> _Task to complete_
Reply with only the number of lines that contain the string "screenshot".

> _Input data_

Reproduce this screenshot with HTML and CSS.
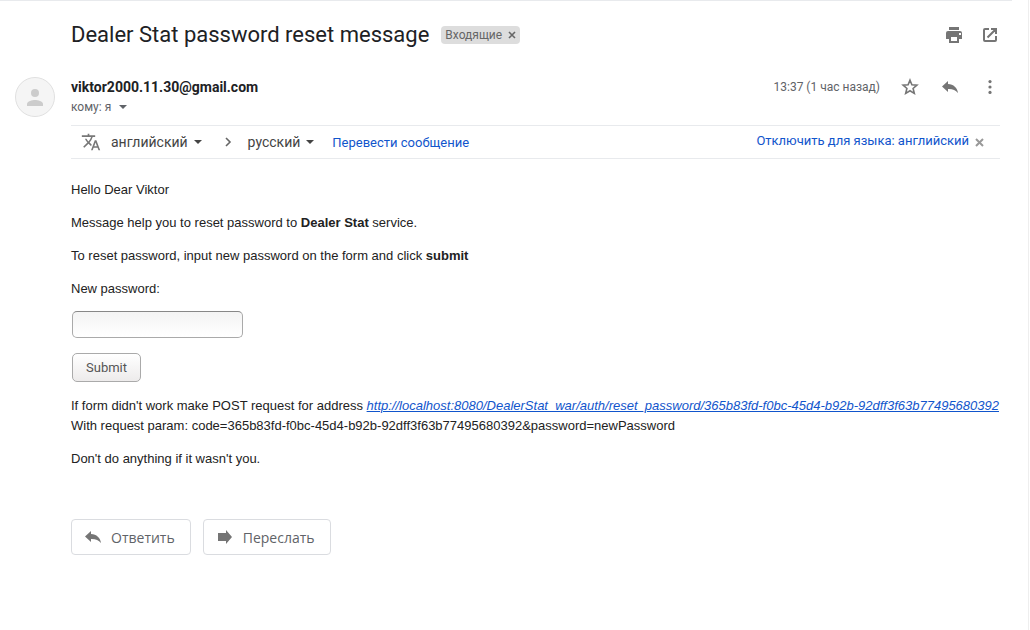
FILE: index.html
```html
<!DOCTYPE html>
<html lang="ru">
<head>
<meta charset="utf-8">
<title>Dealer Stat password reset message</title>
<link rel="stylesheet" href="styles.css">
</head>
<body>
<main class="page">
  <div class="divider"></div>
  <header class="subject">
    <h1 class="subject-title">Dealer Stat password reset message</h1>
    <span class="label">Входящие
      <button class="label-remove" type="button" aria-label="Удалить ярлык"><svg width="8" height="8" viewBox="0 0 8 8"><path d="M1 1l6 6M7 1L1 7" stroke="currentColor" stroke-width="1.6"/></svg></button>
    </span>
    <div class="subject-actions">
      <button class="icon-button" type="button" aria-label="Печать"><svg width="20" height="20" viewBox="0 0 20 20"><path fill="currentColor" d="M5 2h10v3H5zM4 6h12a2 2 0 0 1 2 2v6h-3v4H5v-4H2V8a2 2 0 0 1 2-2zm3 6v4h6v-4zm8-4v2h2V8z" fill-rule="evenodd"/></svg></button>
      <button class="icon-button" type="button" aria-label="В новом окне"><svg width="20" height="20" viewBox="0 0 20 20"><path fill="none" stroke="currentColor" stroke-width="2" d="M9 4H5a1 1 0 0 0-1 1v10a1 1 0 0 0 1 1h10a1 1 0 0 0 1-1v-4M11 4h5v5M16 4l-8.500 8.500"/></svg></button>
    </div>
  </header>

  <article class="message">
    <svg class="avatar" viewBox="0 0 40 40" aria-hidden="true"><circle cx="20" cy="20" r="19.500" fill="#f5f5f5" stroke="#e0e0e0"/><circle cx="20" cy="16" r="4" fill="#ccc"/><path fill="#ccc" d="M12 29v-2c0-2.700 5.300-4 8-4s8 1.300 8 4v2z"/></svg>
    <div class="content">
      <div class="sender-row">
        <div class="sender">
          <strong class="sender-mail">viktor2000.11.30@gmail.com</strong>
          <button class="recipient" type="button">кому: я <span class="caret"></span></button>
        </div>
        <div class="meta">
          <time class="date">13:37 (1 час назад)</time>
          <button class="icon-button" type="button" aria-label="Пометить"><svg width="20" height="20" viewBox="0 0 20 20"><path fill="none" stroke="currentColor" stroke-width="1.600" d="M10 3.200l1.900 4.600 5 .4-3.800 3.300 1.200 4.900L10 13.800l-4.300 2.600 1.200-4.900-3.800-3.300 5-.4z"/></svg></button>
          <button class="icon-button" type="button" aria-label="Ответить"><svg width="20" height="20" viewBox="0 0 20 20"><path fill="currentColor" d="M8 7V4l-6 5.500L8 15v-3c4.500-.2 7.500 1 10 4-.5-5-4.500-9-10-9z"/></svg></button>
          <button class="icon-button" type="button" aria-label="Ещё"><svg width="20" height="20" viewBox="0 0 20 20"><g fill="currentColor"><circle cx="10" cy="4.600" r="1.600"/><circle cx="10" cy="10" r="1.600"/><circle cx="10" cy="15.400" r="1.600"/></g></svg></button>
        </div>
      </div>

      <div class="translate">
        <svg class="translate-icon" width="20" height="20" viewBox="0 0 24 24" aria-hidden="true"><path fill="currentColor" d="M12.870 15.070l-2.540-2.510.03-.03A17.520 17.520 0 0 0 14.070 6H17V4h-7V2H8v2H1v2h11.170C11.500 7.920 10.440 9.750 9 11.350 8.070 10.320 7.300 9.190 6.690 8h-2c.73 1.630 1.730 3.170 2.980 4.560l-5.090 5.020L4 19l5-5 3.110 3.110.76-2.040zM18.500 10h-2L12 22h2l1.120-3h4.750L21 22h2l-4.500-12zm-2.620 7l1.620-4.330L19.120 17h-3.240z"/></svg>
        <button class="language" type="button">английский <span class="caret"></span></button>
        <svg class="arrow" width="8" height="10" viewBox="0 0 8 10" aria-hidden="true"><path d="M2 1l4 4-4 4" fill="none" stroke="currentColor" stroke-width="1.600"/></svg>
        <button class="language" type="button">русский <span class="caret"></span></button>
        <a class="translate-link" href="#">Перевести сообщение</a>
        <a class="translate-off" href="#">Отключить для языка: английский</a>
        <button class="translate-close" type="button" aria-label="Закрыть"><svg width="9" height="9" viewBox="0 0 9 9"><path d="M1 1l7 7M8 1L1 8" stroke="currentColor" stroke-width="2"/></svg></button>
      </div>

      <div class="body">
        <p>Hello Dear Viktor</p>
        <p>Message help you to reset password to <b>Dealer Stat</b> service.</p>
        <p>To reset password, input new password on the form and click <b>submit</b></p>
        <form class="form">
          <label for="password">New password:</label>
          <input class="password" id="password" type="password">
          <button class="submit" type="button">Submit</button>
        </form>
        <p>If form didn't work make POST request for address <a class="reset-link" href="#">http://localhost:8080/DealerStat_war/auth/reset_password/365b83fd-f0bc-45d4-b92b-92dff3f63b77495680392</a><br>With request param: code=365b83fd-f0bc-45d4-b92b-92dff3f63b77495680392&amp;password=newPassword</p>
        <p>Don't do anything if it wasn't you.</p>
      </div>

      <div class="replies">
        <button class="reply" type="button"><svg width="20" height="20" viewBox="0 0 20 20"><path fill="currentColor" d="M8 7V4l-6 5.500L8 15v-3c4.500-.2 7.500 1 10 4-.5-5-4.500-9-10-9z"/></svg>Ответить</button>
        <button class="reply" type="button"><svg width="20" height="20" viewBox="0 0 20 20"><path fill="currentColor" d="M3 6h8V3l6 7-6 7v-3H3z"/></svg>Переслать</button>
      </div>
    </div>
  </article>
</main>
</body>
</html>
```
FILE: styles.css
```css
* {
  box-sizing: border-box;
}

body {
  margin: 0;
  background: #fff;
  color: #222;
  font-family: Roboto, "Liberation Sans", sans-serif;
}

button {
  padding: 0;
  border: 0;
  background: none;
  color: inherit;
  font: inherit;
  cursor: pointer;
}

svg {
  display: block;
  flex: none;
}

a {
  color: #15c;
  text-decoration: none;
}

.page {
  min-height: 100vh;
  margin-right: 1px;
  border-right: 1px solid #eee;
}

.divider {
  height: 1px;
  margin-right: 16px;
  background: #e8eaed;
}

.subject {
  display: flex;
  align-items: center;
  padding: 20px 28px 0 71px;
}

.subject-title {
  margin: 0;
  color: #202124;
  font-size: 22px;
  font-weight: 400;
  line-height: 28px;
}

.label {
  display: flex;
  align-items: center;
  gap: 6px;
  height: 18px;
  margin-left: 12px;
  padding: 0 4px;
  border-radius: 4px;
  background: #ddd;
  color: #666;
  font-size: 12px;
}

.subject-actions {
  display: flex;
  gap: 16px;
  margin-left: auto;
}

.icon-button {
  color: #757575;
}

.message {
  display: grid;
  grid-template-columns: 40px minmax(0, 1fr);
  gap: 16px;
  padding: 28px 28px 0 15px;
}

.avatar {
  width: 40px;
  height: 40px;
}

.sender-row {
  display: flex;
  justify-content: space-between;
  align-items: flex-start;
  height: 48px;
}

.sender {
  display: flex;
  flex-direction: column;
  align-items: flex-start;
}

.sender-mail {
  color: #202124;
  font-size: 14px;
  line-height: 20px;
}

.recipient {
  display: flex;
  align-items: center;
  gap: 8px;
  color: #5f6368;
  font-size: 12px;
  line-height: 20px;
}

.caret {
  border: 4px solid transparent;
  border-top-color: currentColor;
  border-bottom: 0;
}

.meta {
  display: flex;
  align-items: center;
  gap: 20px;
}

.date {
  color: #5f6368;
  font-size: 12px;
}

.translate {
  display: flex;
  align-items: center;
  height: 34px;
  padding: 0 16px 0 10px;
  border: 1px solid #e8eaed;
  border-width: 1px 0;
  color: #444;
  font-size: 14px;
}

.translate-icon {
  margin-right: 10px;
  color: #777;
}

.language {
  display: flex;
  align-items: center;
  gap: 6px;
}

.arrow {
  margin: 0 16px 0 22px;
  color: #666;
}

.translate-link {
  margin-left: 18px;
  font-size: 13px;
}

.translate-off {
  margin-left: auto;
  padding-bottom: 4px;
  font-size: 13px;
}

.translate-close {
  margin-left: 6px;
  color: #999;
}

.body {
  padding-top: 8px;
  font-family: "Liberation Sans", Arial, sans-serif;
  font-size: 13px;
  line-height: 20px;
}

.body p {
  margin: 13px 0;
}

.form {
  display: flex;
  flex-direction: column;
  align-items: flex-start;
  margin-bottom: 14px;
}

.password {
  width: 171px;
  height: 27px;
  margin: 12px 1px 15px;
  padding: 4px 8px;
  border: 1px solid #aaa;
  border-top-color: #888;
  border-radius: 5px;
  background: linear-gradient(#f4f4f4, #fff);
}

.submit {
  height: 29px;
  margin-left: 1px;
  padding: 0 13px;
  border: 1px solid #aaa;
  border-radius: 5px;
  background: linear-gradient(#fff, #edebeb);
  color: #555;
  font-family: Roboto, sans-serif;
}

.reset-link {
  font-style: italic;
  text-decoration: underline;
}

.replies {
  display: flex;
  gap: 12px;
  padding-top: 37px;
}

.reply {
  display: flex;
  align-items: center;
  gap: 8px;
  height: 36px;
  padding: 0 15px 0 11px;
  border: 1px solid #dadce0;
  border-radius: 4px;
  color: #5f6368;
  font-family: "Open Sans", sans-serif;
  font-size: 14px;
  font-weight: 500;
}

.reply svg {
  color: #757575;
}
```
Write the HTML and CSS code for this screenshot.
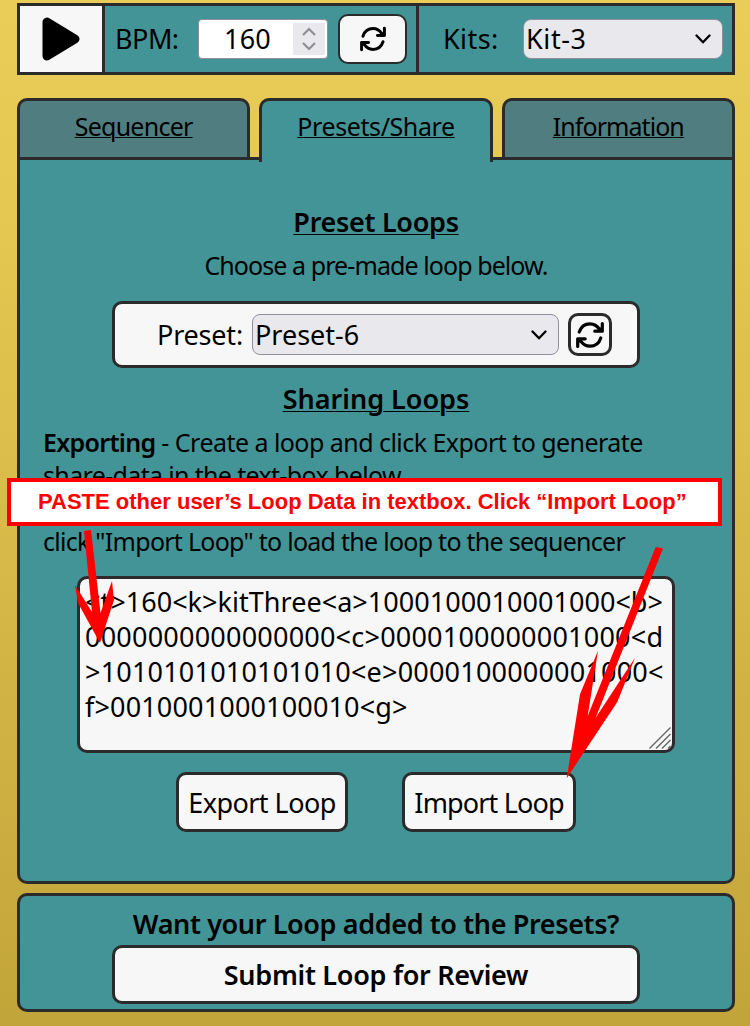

> _Response_
2